Data extract:
:::::

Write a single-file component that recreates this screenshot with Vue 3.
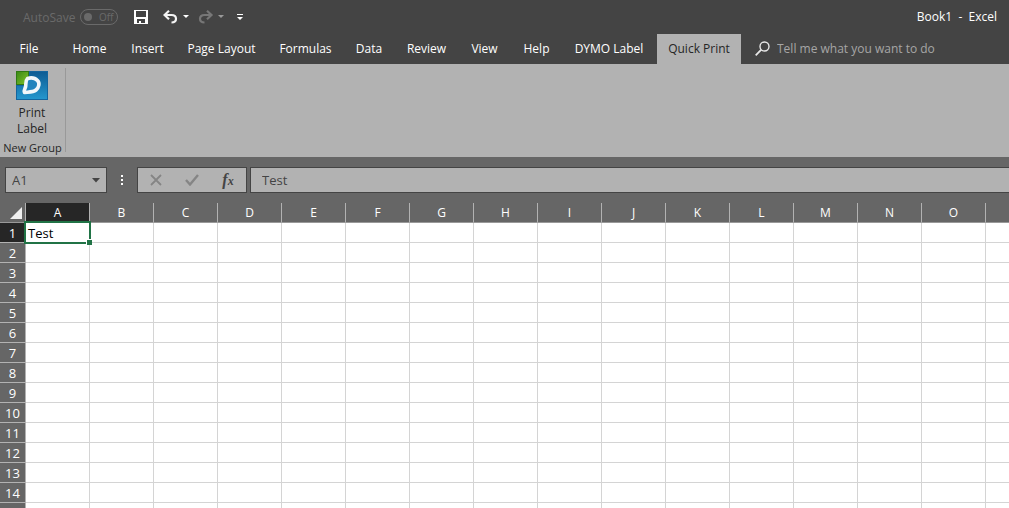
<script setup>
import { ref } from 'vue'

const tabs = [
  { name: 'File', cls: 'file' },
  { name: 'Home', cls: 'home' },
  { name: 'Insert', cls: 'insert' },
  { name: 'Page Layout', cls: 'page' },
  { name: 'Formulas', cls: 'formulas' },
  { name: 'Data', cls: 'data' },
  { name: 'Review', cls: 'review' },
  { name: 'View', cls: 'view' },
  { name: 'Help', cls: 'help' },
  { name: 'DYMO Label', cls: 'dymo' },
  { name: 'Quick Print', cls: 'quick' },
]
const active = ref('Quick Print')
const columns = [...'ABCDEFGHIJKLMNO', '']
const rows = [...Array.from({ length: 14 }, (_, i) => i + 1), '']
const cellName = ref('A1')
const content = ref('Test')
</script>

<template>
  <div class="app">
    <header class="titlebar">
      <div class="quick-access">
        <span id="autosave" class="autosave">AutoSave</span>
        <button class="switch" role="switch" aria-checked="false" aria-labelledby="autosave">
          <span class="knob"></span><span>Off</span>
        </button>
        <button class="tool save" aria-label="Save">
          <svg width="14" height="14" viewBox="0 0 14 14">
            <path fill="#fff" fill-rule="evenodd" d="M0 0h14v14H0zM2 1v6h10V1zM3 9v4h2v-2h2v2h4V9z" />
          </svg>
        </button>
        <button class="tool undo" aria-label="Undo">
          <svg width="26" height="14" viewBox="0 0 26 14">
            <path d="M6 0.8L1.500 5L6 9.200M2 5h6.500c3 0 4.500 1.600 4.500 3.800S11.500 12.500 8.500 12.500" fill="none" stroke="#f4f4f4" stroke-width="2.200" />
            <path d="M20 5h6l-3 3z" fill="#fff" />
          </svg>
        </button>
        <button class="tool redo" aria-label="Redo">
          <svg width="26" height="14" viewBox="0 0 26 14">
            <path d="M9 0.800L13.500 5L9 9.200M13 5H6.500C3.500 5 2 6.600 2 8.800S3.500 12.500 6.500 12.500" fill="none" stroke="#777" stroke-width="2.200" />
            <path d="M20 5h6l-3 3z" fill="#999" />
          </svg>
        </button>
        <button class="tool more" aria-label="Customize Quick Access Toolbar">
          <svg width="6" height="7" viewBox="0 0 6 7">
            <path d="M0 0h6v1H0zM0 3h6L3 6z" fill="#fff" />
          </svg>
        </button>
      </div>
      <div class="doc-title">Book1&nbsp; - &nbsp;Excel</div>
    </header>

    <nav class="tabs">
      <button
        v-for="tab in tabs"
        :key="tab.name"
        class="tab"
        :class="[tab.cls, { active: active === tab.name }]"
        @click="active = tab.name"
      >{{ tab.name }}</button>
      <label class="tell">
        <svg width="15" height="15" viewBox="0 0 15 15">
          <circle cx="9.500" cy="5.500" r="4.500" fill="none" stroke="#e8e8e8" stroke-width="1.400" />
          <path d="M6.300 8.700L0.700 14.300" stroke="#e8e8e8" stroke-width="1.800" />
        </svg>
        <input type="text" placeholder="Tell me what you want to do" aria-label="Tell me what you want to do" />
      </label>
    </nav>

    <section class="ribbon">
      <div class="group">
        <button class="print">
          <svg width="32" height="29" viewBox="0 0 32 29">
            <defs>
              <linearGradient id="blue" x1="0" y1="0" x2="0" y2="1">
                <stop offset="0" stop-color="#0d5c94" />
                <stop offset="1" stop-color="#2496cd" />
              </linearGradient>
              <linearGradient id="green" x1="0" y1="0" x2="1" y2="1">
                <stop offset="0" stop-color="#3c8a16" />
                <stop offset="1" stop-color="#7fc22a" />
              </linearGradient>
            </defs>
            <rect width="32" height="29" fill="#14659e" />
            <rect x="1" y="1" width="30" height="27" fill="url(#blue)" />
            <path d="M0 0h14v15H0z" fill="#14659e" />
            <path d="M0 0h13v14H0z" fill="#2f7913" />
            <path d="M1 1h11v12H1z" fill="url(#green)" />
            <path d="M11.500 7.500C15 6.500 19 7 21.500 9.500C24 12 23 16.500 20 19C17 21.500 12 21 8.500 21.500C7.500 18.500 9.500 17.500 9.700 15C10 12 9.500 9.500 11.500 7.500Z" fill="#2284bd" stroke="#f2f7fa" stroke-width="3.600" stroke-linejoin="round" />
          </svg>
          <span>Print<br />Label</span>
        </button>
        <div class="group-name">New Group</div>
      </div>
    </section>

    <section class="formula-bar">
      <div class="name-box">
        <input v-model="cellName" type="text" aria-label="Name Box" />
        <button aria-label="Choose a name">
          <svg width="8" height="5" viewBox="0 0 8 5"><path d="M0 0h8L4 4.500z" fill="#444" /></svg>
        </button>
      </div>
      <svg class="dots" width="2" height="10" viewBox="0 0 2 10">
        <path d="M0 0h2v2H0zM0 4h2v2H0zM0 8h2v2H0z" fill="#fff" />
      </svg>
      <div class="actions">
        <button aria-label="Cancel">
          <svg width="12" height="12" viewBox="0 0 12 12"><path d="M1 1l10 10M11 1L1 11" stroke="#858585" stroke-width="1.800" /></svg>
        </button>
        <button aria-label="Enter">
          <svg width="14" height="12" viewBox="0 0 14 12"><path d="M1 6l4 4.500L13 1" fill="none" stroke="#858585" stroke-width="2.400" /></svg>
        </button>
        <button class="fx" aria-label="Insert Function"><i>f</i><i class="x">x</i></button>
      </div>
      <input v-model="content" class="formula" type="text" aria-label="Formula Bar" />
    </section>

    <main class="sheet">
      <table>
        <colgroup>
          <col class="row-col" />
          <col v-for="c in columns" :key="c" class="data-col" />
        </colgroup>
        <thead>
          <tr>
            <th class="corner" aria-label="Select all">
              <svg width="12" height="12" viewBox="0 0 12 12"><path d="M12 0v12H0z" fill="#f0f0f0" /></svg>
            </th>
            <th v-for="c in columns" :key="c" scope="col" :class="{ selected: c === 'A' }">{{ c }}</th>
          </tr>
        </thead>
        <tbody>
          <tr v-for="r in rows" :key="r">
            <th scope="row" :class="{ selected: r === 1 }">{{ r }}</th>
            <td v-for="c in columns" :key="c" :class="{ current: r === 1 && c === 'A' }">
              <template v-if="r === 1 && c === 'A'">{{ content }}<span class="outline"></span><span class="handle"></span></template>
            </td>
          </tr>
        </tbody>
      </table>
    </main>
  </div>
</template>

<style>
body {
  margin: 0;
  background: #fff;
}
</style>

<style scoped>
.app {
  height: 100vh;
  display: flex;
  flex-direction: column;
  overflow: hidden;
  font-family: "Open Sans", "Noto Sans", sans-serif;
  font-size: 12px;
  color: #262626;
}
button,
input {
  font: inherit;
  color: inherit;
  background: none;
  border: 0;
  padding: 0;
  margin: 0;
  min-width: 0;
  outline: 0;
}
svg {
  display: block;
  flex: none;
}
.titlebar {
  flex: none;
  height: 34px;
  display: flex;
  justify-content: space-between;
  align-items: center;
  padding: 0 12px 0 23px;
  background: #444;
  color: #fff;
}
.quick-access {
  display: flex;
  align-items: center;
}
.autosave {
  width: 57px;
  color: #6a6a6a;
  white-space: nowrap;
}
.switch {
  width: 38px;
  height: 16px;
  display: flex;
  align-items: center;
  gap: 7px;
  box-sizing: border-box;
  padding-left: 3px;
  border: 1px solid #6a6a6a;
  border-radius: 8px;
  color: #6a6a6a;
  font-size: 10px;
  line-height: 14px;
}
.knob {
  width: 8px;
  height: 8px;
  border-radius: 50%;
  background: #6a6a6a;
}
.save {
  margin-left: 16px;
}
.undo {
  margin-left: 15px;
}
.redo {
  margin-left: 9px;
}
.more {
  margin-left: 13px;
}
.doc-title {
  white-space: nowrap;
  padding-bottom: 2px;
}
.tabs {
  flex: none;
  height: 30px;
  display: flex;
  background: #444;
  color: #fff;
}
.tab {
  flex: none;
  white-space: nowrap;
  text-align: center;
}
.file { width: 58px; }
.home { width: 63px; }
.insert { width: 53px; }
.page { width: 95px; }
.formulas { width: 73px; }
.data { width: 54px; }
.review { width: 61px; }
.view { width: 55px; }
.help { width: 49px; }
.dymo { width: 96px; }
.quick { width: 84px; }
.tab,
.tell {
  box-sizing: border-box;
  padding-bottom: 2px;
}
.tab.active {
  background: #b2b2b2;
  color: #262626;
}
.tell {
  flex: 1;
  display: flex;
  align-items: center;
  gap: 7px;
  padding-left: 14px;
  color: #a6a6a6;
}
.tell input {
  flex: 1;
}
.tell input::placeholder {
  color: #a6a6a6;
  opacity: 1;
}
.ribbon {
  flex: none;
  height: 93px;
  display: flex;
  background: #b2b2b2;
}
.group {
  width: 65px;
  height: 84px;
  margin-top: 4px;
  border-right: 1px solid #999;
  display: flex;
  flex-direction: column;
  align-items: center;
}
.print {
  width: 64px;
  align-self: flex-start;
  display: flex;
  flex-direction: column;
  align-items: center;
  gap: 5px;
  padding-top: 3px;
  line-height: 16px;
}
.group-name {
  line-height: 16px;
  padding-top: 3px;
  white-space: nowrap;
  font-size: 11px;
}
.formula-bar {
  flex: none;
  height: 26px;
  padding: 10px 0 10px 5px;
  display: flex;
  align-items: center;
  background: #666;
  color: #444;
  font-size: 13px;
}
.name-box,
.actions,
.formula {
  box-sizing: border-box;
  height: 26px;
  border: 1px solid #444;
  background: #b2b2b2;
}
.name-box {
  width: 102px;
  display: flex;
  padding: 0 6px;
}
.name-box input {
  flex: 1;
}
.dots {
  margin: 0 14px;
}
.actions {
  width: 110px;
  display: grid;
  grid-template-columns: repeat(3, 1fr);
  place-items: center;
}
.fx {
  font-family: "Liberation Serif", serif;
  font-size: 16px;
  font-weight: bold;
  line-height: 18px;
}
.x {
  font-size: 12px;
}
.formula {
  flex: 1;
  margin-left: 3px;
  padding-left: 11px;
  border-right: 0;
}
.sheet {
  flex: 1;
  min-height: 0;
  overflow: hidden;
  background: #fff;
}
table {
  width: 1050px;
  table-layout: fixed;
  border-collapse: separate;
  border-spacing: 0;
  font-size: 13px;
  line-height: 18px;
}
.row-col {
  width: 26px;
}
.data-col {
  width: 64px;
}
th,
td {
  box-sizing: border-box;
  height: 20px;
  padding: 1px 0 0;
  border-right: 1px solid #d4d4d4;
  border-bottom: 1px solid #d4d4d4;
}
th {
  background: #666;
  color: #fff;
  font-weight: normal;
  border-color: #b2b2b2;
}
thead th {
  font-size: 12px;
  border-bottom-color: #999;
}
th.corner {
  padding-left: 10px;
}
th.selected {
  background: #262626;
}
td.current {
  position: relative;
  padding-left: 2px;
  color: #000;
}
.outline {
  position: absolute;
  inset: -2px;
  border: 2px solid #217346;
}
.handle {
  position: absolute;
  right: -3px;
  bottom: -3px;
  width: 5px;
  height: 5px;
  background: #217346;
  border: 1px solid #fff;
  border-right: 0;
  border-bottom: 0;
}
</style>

:::::

Set exercise: Pull out all lines in the data above that include "file".

Result for this task:
Write a single-file component that recreates this screenshot with Vue 3.
  { name: 'File', cls: 'file' },
.file { width: 58px; }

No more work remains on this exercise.